--- start of Source excerpt ---
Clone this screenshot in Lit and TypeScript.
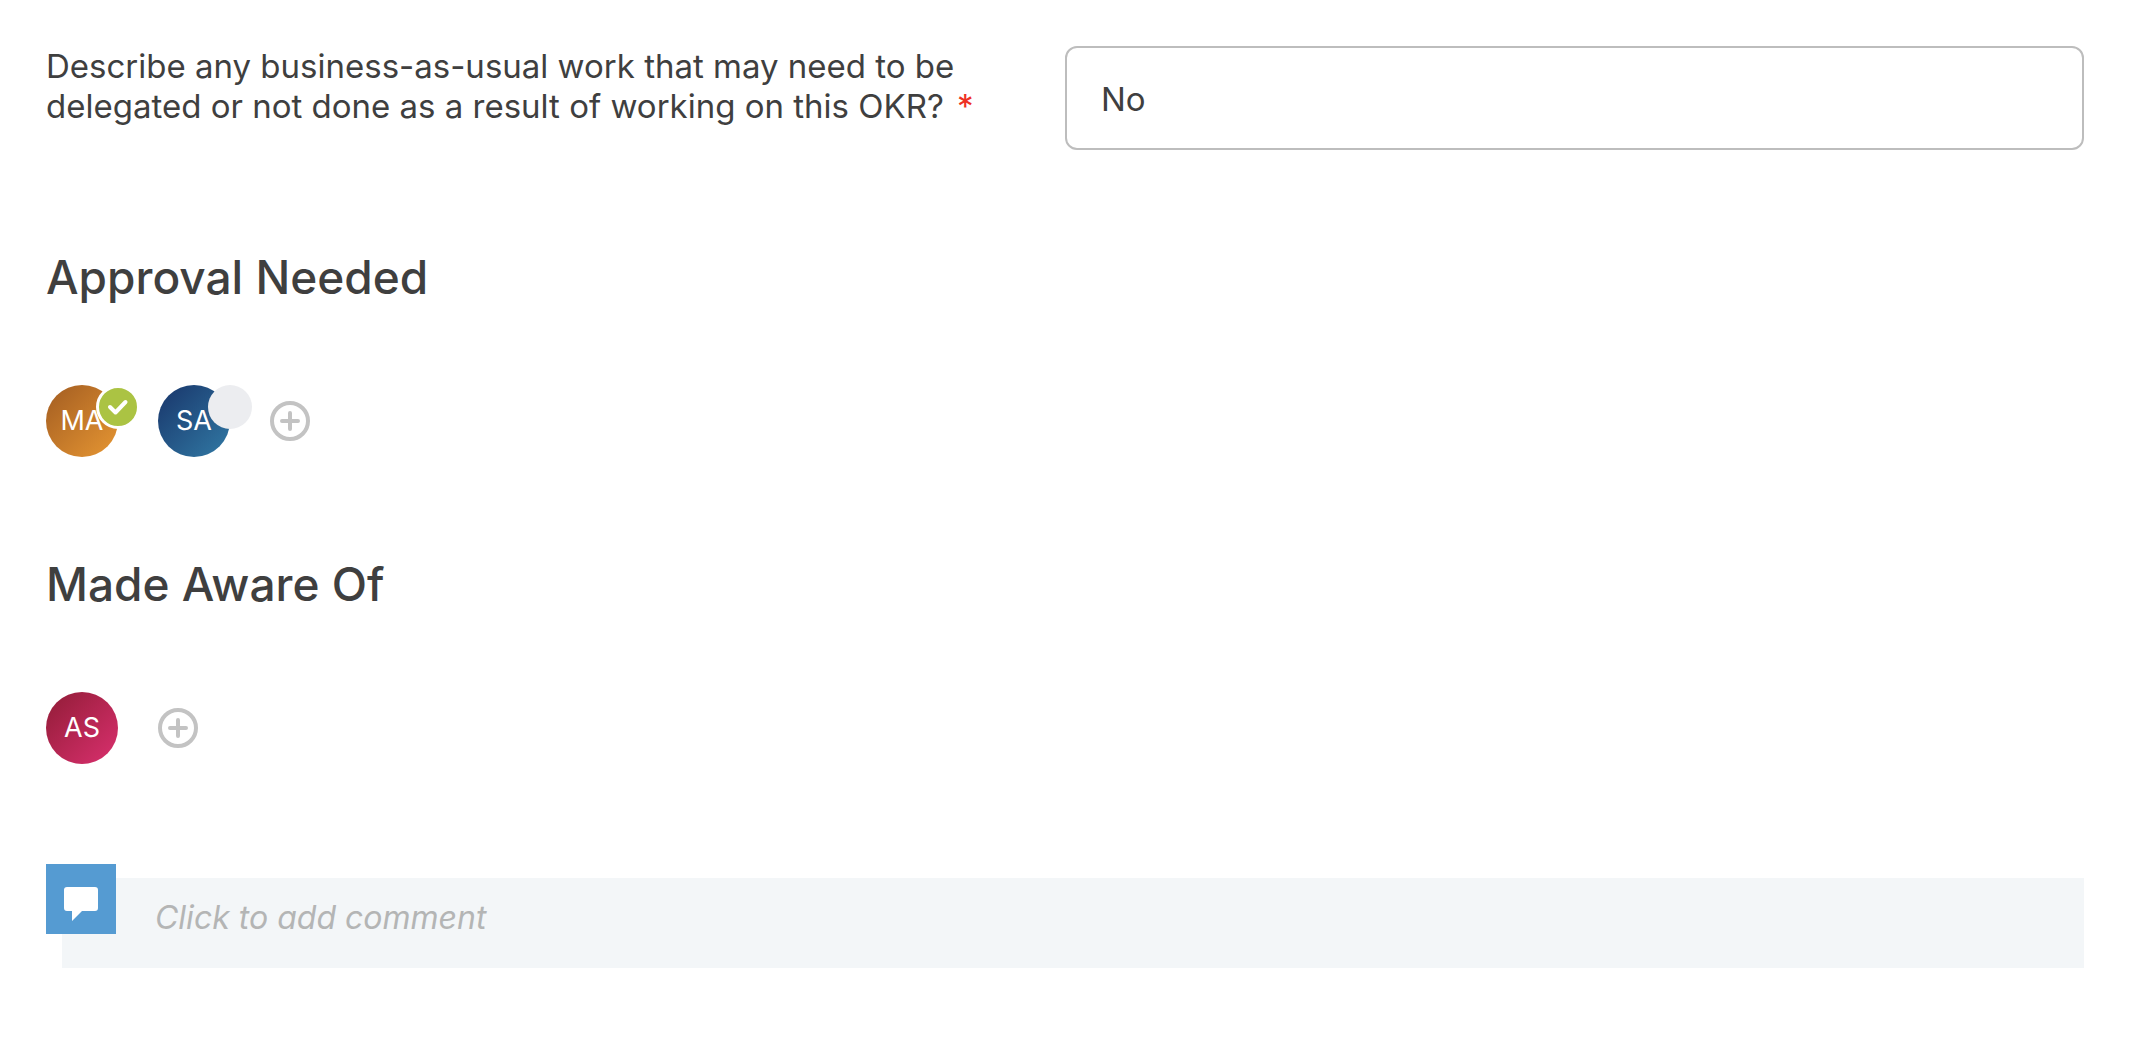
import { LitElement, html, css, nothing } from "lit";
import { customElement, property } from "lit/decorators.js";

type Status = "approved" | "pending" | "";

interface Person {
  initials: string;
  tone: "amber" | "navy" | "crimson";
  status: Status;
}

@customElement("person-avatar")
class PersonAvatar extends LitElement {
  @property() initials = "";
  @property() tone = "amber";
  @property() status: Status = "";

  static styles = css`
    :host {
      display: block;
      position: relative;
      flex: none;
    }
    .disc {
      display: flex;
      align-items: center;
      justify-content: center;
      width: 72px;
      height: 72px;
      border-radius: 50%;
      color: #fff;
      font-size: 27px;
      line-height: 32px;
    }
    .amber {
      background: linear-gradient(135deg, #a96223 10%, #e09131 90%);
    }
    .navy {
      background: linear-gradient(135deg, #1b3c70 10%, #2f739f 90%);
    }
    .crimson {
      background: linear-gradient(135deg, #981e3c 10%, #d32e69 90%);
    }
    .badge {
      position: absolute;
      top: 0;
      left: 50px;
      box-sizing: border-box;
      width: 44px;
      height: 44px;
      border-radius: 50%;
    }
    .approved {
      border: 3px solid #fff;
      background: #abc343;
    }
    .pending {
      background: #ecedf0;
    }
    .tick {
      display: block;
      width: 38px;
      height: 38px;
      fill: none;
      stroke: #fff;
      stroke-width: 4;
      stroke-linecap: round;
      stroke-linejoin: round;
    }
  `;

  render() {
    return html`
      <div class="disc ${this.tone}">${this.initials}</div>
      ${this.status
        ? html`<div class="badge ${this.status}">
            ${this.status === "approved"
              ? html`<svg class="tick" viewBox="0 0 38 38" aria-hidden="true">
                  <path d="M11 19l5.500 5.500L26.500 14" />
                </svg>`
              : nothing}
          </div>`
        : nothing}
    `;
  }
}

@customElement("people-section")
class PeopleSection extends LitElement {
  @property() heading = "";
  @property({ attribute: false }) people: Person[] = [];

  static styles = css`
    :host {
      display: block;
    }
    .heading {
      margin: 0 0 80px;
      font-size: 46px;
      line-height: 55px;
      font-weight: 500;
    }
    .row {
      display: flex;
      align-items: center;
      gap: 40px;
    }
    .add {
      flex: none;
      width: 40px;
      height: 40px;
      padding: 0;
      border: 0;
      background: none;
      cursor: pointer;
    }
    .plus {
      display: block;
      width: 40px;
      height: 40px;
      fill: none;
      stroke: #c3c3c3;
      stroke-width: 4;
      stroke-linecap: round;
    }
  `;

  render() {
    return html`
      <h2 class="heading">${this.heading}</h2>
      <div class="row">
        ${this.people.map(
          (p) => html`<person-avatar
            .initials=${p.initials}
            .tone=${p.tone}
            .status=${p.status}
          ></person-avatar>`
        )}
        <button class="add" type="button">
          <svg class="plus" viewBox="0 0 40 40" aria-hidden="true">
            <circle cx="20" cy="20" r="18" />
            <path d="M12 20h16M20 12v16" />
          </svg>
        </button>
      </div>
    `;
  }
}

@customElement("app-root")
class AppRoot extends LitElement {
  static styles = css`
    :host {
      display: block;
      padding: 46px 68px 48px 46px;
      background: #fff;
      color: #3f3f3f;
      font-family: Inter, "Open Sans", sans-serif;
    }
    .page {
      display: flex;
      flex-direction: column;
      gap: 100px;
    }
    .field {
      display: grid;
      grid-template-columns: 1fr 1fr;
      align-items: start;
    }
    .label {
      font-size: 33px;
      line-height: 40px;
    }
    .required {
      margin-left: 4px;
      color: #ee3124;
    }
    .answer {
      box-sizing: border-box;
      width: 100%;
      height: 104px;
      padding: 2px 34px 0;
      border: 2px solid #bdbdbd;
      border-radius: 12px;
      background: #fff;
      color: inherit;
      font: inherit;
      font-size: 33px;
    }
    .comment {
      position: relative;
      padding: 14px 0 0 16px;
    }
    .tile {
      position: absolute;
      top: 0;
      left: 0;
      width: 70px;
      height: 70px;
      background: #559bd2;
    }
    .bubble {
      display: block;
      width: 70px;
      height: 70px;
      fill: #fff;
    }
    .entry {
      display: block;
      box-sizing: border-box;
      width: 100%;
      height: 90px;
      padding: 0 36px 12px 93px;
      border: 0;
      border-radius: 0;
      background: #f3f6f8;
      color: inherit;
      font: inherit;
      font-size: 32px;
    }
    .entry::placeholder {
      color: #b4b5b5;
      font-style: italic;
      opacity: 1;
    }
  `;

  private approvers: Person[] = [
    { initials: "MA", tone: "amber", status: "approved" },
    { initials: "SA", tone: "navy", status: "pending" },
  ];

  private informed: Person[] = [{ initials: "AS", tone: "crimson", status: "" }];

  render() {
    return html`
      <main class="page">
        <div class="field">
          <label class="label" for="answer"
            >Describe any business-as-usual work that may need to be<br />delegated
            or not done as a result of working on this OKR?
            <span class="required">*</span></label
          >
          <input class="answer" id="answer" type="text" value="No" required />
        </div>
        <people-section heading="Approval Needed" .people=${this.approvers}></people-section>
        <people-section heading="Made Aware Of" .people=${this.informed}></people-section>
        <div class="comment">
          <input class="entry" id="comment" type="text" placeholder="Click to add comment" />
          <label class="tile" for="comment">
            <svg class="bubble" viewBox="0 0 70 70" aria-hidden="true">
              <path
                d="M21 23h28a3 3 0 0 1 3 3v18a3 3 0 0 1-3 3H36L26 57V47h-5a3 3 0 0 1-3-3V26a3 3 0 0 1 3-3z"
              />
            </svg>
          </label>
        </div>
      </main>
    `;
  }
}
--- end of Source excerpt ---
> _Task details_
Exactly as written, return every line of the listing, but not the pictures.

> _Response below_
Clone this screenshot in Lit and TypeScript.
import { LitElement, html, css, nothing } from "lit";
import { customElement, property } from "lit/decorators.js";

type Status = "approved" | "pending" | "";

interface Person {
  initials: string;
  tone: "amber" | "navy" | "crimson";
  status: Status;
}

@customElement("person-avatar")
class PersonAvatar extends LitElement {
  @property() initials = "";
  @property() tone = "amber";
  @property() status: Status = "";

  static styles = css`
    :host {
      display: block;
      position: relative;
      flex: none;
    }
    .disc {
      display: flex;
      align-items: center;
      justify-content: center;
      width: 72px;
      height: 72px;
      border-radius: 50%;
      color: #fff;
      font-size: 27px;
      line-height: 32px;
    }
    .amber {
      background: linear-gradient(135deg, #a96223 10%, #e09131 90%);
    }
    .navy {
      background: linear-gradient(135deg, #1b3c70 10%, #2f739f 90%);
    }
    .crimson {
      background: linear-gradient(135deg, #981e3c 10%, #d32e69 90%);
    }
    .badge {
      position: absolute;
      top: 0;
      left: 50px;
      box-sizing: border-box;
      width: 44px;
      height: 44px;
      border-radius: 50%;
    }
    .approved {
      border: 3px solid #fff;
      background: #abc343;
    }
    .pending {
      background: #ecedf0;
    }
    .tick {
      display: block;
      width: 38px;
      height: 38px;
      fill: none;
      stroke: #fff;
      stroke-width: 4;
      stroke-linecap: round;
      stroke-linejoin: round;
    }
  `;

  render() {
    return html`
      <div class="disc ${this.tone}">${this.initials}</div>
      ${this.status
        ? html`<div class="badge ${this.status}">
            ${this.status === "approved"
              ? html`<svg class="tick" viewBox="0 0 38 38" aria-hidden="true">
                  <path d="M11 19l5.500 5.500L26.500 14" />
                </svg>`
              : nothing}
          </div>`
        : nothing}
    `;
  }
}

@customElement("people-section")
class PeopleSection extends LitElement {
  @property() heading = "";
  @property({ attribute: false }) people: Person[] = [];

  static styles = css`
    :host {
      display: block;
    }
    .heading {
      margin: 0 0 80px;
      font-size: 46px;
      line-height: 55px;
      font-weight: 500;
    }
    .row {
      display: flex;
      align-items: center;
      gap: 40px;
    }
    .add {
      flex: none;
      width: 40px;
      height: 40px;
      padding: 0;
      border: 0;
      background: none;
      cursor: pointer;
    }
    .plus {
      display: block;
      width: 40px;
      height: 40px;
      fill: none;
      stroke: #c3c3c3;
      stroke-width: 4;
      stroke-linecap: round;
    }
  `;

  render() {
    return html`
      <h2 class="heading">${this.heading}</h2>
      <div class="row">
        ${this.people.map(
          (p) => html`<person-avatar
            .initials=${p.initials}
            .tone=${p.tone}
            .status=${p.status}
          ></person-avatar>`
        )}
        <button class="add" type="button">
          <svg class="plus" viewBox="0 0 40 40" aria-hidden="true">
            <circle cx="20" cy="20" r="18" />
            <path d="M12 20h16M20 12v16" />
          </svg>
        </button>
      </div>
    `;
  }
}

@customElement("app-root")
class AppRoot extends LitElement {
  static styles = css`
    :host {
      display: block;
      padding: 46px 68px 48px 46px;
      background: #fff;
      color: #3f3f3f;
      font-family: Inter, "Open Sans", sans-serif;
    }
    .page {
      display: flex;
      flex-direction: column;
      gap: 100px;
    }
    .field {
      display: grid;
      grid-template-columns: 1fr 1fr;
      align-items: start;
    }
    .label {
      font-size: 33px;
      line-height: 40px;
    }
    .required {
      margin-left: 4px;
      color: #ee3124;
    }
    .answer {
      box-sizing: border-box;
      width: 100%;
      height: 104px;
      padding: 2px 34px 0;
      border: 2px solid #bdbdbd;
      border-radius: 12px;
      background: #fff;
      color: inherit;
      font: inherit;
      font-size: 33px;
    }
    .comment {
      position: relative;
      padding: 14px 0 0 16px;
    }
    .tile {
      position: absolute;
      top: 0;
      left: 0;
      width: 70px;
      height: 70px;
      background: #559bd2;
    }
    .bubble {
      display: block;
      width: 70px;
      height: 70px;
      fill: #fff;
    }
    .entry {
      display: block;
      box-sizing: border-box;
      width: 100%;
      height: 90px;
      padding: 0 36px 12px 93px;
      border: 0;
      border-radius: 0;
      background: #f3f6f8;
      color: inherit;
      font: inherit;
      font-size: 32px;
    }
    .entry::placeholder {
      color: #b4b5b5;
      font-style: italic;
      opacity: 1;
    }
  `;

  private approvers: Person[] = [
    { initials: "MA", tone: "amber", status: "approved" },
    { initials: "SA", tone: "navy", status: "pending" },
  ];

  private informed: Person[] = [{ initials: "AS", tone: "crimson", status: "" }];

  render() {
    return html`
      <main class="page">
        <div class="field">
          <label class="label" for="answer"
            >Describe any business-as-usual work that may need to be<br />delegated
            or not done as a result of working on this OKR?
            <span class="required">*</span></label
          >
          <input class="answer" id="answer" type="text" value="No" required />
        </div>
        <people-section heading="Approval Needed" .people=${this.approvers}></people-section>
        <people-section heading="Made Aware Of" .people=${this.informed}></people-section>
        <div class="comment">
          <input class="entry" id="comment" type="text" placeholder="Click to add comment" />
          <label class="tile" for="comment">
            <svg class="bubble" viewBox="0 0 70 70" aria-hidden="true">
              <path
                d="M21 23h28a3 3 0 0 1 3 3v18a3 3 0 0 1-3 3H36L26 57V47h-5a3 3 0 0 1-3-3V26a3 3 0 0 1 3-3z"
              />
            </svg>
          </label>
        </div>
      </main>
    `;
  }
}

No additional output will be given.